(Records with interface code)
** BEGIN **

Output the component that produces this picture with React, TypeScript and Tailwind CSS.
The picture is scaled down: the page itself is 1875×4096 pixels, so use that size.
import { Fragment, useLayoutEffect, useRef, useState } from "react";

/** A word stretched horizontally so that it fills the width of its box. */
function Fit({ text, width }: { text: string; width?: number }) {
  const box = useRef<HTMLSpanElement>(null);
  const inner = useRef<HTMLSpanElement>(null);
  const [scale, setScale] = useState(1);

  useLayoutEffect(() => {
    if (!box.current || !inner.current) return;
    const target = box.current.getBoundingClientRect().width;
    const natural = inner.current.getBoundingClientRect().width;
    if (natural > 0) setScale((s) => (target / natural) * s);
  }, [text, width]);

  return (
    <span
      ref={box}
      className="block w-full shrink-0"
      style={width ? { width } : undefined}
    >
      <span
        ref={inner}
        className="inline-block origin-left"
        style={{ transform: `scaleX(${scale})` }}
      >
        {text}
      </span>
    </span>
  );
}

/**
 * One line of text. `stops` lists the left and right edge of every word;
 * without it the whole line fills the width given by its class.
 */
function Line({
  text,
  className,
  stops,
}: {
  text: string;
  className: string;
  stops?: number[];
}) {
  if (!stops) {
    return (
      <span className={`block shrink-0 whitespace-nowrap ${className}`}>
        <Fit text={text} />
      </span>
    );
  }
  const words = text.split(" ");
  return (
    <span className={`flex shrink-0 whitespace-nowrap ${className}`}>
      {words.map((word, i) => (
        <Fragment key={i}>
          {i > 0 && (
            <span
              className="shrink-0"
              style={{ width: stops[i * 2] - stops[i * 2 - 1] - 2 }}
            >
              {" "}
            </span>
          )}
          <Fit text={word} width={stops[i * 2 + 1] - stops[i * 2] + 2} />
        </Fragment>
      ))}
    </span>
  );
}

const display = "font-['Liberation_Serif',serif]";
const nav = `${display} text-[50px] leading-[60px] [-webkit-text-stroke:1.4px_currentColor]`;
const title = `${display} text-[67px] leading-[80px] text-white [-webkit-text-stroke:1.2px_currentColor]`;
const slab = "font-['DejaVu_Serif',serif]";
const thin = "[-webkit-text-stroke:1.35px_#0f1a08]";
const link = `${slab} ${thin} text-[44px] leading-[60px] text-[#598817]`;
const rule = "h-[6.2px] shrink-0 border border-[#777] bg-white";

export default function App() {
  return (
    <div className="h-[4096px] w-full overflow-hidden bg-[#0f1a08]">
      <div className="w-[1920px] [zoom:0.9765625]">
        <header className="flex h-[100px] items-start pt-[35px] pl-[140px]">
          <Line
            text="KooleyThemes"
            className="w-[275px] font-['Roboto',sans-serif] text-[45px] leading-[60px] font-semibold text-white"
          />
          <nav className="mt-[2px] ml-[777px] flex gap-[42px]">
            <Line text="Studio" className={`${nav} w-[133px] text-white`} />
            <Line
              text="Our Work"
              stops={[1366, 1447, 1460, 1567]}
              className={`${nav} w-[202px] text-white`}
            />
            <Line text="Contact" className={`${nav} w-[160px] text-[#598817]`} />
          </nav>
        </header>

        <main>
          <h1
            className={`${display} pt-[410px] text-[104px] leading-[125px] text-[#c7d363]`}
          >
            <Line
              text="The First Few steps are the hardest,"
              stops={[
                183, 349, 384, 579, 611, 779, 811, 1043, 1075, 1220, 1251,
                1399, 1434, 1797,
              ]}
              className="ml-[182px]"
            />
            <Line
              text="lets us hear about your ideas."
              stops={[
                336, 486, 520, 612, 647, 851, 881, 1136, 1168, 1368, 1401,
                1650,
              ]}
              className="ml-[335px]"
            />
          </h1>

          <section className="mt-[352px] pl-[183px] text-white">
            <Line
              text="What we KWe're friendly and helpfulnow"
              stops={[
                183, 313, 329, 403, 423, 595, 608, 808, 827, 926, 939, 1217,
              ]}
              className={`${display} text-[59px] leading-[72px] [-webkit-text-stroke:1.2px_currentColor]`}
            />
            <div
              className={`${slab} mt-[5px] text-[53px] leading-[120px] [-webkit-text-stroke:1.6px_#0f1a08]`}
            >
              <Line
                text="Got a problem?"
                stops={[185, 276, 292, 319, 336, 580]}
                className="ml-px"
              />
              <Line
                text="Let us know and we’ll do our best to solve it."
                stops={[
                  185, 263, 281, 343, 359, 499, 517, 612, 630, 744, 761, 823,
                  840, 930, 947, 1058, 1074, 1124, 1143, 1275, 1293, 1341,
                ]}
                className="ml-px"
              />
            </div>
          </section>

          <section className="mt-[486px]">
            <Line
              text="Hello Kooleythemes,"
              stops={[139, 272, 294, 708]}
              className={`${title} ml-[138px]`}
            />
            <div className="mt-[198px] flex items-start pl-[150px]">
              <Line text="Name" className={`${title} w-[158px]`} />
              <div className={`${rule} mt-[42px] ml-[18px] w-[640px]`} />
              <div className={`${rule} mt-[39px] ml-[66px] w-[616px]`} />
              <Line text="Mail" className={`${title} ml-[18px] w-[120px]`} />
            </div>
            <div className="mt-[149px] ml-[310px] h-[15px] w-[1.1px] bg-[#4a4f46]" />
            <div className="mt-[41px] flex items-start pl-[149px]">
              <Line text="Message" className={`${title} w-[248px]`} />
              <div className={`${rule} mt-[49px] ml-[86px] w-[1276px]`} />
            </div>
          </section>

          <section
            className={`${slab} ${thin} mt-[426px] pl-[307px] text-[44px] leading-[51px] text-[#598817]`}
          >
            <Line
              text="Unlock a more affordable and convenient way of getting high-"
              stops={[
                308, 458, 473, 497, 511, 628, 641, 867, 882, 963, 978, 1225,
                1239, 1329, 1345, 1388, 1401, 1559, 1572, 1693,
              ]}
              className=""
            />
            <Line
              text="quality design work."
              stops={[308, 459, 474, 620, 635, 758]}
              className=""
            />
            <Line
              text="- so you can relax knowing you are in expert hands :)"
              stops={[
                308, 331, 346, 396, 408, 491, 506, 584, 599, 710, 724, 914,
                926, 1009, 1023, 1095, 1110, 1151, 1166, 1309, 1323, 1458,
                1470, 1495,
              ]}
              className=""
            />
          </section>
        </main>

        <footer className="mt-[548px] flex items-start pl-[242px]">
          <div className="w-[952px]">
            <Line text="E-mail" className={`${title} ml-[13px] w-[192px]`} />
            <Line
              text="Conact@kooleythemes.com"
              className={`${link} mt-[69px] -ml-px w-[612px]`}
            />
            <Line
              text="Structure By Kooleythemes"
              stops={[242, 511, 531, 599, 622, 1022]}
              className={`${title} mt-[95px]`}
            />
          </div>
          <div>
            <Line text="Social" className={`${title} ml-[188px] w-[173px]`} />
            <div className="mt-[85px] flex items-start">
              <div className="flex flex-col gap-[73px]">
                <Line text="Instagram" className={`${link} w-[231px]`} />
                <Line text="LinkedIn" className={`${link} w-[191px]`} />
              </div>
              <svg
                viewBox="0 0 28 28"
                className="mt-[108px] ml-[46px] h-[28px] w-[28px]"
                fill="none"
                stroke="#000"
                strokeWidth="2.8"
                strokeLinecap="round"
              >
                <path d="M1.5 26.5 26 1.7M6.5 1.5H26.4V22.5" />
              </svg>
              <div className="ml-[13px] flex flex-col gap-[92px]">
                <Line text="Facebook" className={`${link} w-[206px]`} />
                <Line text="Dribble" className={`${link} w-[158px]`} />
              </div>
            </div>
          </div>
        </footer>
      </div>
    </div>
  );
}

** END **
** BEGIN **

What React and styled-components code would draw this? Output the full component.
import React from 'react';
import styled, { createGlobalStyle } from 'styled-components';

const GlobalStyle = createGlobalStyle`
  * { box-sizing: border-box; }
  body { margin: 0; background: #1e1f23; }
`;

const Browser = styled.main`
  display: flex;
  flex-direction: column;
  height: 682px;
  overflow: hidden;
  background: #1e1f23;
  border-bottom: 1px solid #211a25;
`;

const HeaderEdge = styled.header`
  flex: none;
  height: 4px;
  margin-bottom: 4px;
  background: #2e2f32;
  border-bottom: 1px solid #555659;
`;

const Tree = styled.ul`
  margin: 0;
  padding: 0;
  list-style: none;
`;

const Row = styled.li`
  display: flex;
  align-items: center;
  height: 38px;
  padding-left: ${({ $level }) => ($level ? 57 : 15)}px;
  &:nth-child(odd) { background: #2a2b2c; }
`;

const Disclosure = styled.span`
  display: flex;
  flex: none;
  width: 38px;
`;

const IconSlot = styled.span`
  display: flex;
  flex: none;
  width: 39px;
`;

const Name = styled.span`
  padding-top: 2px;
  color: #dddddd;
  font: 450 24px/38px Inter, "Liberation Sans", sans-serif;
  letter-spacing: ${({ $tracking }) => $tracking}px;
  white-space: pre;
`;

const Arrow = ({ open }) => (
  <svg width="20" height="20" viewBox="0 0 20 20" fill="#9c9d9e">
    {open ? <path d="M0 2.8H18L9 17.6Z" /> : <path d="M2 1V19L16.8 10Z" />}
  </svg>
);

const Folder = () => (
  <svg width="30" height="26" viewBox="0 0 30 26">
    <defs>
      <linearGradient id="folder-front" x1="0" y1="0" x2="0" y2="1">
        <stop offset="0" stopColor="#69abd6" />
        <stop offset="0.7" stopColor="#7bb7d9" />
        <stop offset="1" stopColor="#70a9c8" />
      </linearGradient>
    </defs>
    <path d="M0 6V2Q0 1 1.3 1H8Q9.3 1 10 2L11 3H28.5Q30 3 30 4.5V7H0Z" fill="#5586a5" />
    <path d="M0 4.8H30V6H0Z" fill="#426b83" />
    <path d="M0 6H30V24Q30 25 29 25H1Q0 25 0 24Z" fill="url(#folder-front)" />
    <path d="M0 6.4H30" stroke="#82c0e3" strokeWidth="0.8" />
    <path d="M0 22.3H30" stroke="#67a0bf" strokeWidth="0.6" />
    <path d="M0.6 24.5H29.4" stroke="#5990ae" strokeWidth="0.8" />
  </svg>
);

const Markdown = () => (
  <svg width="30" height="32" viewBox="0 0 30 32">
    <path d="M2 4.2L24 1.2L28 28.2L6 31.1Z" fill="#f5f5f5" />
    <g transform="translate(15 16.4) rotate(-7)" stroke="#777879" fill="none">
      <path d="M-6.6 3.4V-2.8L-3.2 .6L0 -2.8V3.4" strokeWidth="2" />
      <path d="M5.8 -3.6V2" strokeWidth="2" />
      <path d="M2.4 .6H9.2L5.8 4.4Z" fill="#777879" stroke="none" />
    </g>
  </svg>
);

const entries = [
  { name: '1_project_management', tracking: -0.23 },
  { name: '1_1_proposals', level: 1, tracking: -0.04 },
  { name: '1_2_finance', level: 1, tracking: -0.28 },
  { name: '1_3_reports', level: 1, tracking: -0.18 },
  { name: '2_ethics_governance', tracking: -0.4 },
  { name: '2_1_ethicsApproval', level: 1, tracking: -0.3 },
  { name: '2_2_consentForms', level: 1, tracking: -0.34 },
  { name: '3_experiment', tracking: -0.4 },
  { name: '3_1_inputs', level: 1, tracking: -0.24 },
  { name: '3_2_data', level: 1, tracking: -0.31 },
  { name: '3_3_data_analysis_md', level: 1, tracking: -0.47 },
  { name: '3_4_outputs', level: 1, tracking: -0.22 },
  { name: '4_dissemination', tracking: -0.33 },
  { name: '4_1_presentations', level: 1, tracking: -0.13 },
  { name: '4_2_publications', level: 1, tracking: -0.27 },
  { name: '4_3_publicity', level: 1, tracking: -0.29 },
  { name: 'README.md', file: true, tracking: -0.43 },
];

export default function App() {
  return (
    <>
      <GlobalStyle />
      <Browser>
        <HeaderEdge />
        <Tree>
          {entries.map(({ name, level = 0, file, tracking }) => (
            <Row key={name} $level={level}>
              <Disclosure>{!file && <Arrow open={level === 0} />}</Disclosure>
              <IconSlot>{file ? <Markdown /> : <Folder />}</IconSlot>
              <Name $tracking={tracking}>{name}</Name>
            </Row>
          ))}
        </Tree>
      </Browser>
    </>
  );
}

** END **

— GIVEN EXERCISE —
In the listing above, locate the line containing "Output the component" and the line containing "useLayoutEffect, useRef, useState". Extract those two lines and every line between them, exactly as written, and only those.

— WORKED SOLUTION —
Output the component that produces this picture with React, TypeScript and Tailwind CSS.
The picture is scaled down: the page itself is 1875×4096 pixels, so use that size.
import { Fragment, useLayoutEffect, useRef, useState } from "react";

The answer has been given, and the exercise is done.